Organizing Updates for a New Era

Organizing Updates for a New Era

Protesters with "Cancel Rent" signs in DC

We are in a moment of severe crisis for working-class people around the world. The COVID-19 pandemic is disproportionately affecting people of color and “essential workers” who aren’t able to work from home. Others have lost jobs and income, leaving them unable to pay rent and purchase basic necessities as unemployment systems struggle with unprecedented demand. Each day the scale of the disaster seems to grow worse, and it has become clear that the effects of the pandemic will be long-lasting.

Desperation has driven millions to organize: labor and rent strikes around the United States have demonstrated the vitality of working-class resistance. Tenant organizing is one of our few weapons in this fight, and Stomp Out Slumlords (SOS) and the DC Tenants Union (DCTU) have been on its frontlines in DC. SOS has gone from taking part in some half a dozen active organizing drives earlier this year to triple that number now, especially through our work within the DCTU. We’ve rallied thousands of Washingtonians with organizing drives, petitions, and phone zaps. People who’ve never been drawn to grassroots organizing have flooded hotlines and called their neighbors, offered mutual aid, and pulled together socially-distanced protests. There is no question that the pandemic has politicized ordinary people in DC, especially around questions of housing.

Yet we shouldn’t leap to the conclusion that COVID-19 has created a revolutionary situation or that it has upended the power relations that were in place just a few months ago. That may yet happen, but for now we’re fighting a lopsided battle against viruses, landlords, bosses, and politicians. We are keenly aware of the risks of organizing in a “hot shop”: quick, spontaneous mobilizations in response to an emergency frequently lack structure and discipline and dissipate quickly in the face of sharp resistance or small concessions from the boss. The fundamental laws of organizing still apply, and we want to do things the right way even when it’s tempting to take shortcuts. In a time like this, it’s important to periodically take stock, self-reflect, and strategize. Nobody becomes a successful organizer by reading books and blogs alone. But reading about how other organizers have dealt with conflicts and challenges can be enormously helpful to novices and veterans alike. We ourselves have learned a lot from projects like organizing.work and the Philly Tenants Union Organizing Guide. We hope that others have found something useful in our comprehensive periodic updates about our work and the strategic thinking that informs them. 

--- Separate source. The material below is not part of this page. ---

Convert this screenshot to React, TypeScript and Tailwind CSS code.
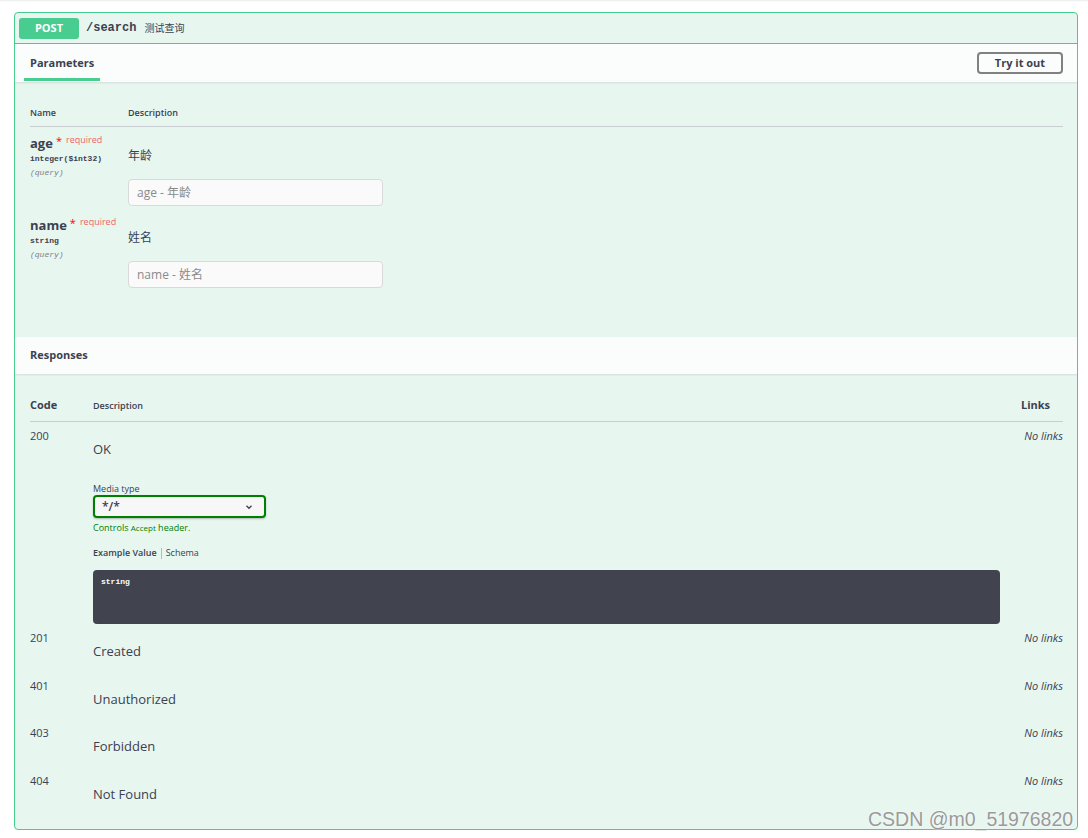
import React from 'react';

const text = 'text-[#3b4151]';
const sans = 'font-["Open_Sans","Noto_Sans_CJK_SC",sans-serif]';
const mono = 'font-["Liberation_Mono","Noto_Sans_CJK_SC",monospace]';

function ParamRow({ name, type, desc, placeholder }: { name: string; type: string; desc: string; placeholder: string }) {
  return (
    <div className="flex pb-[3px]">
      <div className="w-[98px] shrink-0 pt-[8px]">
        <div className="flex items-start leading-[16px]">
          <span className="text-[13px] font-bold">{name}</span>
          <span className="ml-[3px] text-[11px] text-[#ff0000] leading-[12px]">*</span>
          <span className="ml-[4px] text-[9px] leading-[10px] text-[#f0646b]">required</span>
        </div>
        <div className={`${mono} text-[8px] font-bold leading-[12px] mt-[2px]`}>{type}</div>
        <div className={`${mono} text-[8px] italic text-[#808080] leading-[12px] mt-[2px]`}>(query)</div>
      </div>
      <div className="flex-1 pt-[21px]">
        <div className="text-[12px] leading-[16px]">{desc}</div>
        <div className="mt-[15px] w-[255px] h-[27px] rounded-[4px] border border-[#d9d9d9] bg-[#fafafa] flex items-center px-[8px] text-[12px] text-[#8a8a8a]">
          {placeholder}
        </div>
      </div>
    </div>
  );
}

function RespRow({ code, desc, children, pb = 'pb-[12px]' }: { code: string; desc: string; children?: React.ReactNode; pb?: string }) {
  return (
    <div className={`flex pt-[7px] ${pb}`}>
      <div className="w-[63px] shrink-0 text-[11px] leading-[14px]">{code}</div>
      <div className="flex-1 min-w-0 pr-[21px]">
        <p className="mt-[12px] text-[13px] leading-[17px]">{desc}</p>
        {children}
      </div>
      <div className="w-[42px] shrink-0 text-right text-[11px] italic leading-[14px] whitespace-nowrap">No links</div>
    </div>
  );
}

export default function App() {
  return (
    <div className={`relative min-h-[838px] w-[1088px] bg-white ${sans} ${text}`}>
      <div className="h-[2px] bg-gradient-to-b from-[#ececec] to-white" />
      <div className="ml-[14px] mt-[10px] w-[1064px] h-[818px] rounded-[4px] border border-[#49cc90] bg-[#e8f6f0] flex flex-col overflow-hidden">
        {/* summary */}
        <div className="h-[31px] border-b border-[#49cc90] flex items-center px-[4px]">
          <div className="w-[60px] h-[21px] rounded-[3px] bg-[#49cc90] text-white text-[11px] font-bold flex items-center justify-center">POST</div>
          <span className={`ml-[7px] ${mono} text-[12px] font-bold`}>/search</span>
          <span className="ml-[8px] text-[10px]">测试查询</span>
        </div>

        {/* parameters header */}
        <div className="h-[38px] bg-white/80 shadow-[0_1px_2px_rgba(0,0,0,0.1)] flex items-center justify-between pl-[9px] pr-[14px]">
          <div className="relative h-full flex items-center px-[6px]">
            <span className="text-[11px] font-bold">Parameters</span>
            <div className="absolute left-0 right-0 bottom-[1px] h-[3px] bg-[#49cc90]" />
          </div>
          <div className="w-[86px] h-[22px] rounded-[4px] border-2 border-[#808080] flex items-center justify-center text-[11px] font-bold">Try it out</div>
        </div>

        {/* parameters body */}
        <div className="h-[255px] pl-[15px] pr-[14px] pt-[19px]">
          <div className="h-[26px] pb-[1px] flex items-center border-b border-[#c9cdd1] text-[9px] font-semibold">
            <div className="w-[98px]">Name</div>
            <div>Description</div>
          </div>
          <ParamRow name="age" type="integer($int32)" desc="年龄" placeholder="age - 年龄" />
          <ParamRow name="name" type="string" desc="姓名" placeholder="name - 姓名" />
        </div>

        {/* responses header */}
        <div className="h-[37px] bg-white/80 shadow-[0_1px_2px_rgba(0,0,0,0.1)] flex items-center pl-[15px]">
          <span className="text-[11px] font-bold">Responses</span>
        </div>

        {/* responses body */}
        <div className="pl-[15px] pr-[14px] pt-[18px]">
          <div className="h-[30px] pb-[2px] flex items-center border-b border-[#c9cdd1]">
            <div className="w-[63px] text-[11px] font-bold">Code</div>
            <div className="flex-1 text-[9px] font-semibold">Description</div>
            <div className="w-[42px] text-[11px] font-bold">Links</div>
          </div>
          <RespRow code="200" desc="OK" pb="pb-0">
            <div className="mt-[25px] text-[9px] leading-[12px]">Media type</div>
            <div className="w-[173px] h-[23px] rounded-[4px] border-2 border-[#008000] bg-[#f7f7f7] shadow-[0_1px_2px_rgba(0,0,0,0.25)] flex items-center justify-between pl-[7px] pr-[10px]">
              <span className="text-[12px] font-semibold">*/*</span>
              <svg width="10" height="10" viewBox="0 0 20 20">
                <path d="M5 7.5l5 5 5-5" fill="none" stroke="#3b4151" strokeWidth="2.6" />
              </svg>
            </div>
            <div className="mt-[4px] text-[9px] leading-[12px] text-[#008000]">
              Controls <span className="text-[8px]">Accept</span> header.
            </div>
            <div className="mt-[13px] text-[9px] leading-[12px] flex items-center">
              <span className="font-semibold">Example Value</span>
              <span className="mx-[4px] h-[11px] w-px bg-[#b5b9c0]" />
              <span>Schema</span>
            </div>
            <div className="mt-[11px] h-[54px] rounded-[4px] bg-[#41444e] px-[8px] pt-[7px]">
              <div className={`${mono} text-[8px] leading-[10px] font-bold text-white`}>string</div>
            </div>
          </RespRow>
          <RespRow code="201" desc="Created" />
          <RespRow code="401" desc="Unauthorized" pb="pb-[11px]" />
          <RespRow code="403" desc="Forbidden" />
          <RespRow code="404" desc="Not Found" />
        </div>
      </div>
      <div className='absolute left-[868px] top-[806px] text-[19.5px] leading-[26px] text-[#9a9a9a] font-["Liberation_Sans",Arial,sans-serif] [text-shadow:0_0_2px_#fff]'>
        CSDN @m0_51976820
      </div>
    </div>
  );
}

As a complement to these publications, we’ve decided to start a new platform—one focused less on high-level reflection and more on the day-to-day nitty-gritty of organizing buildings during COVID-19. This blog will host a running stream of brief interviews and writeups about the ongoing organizing drives we’re involved in, which run the gamut from established, years-old campaigns with experienced tenant organizers to entirely new ones where we have only the experience of others to guide us. We hope that tenants and organizers around the country will learn from what we’re doing, and, at the very least, feel a little less alone in this hard and isolating new world.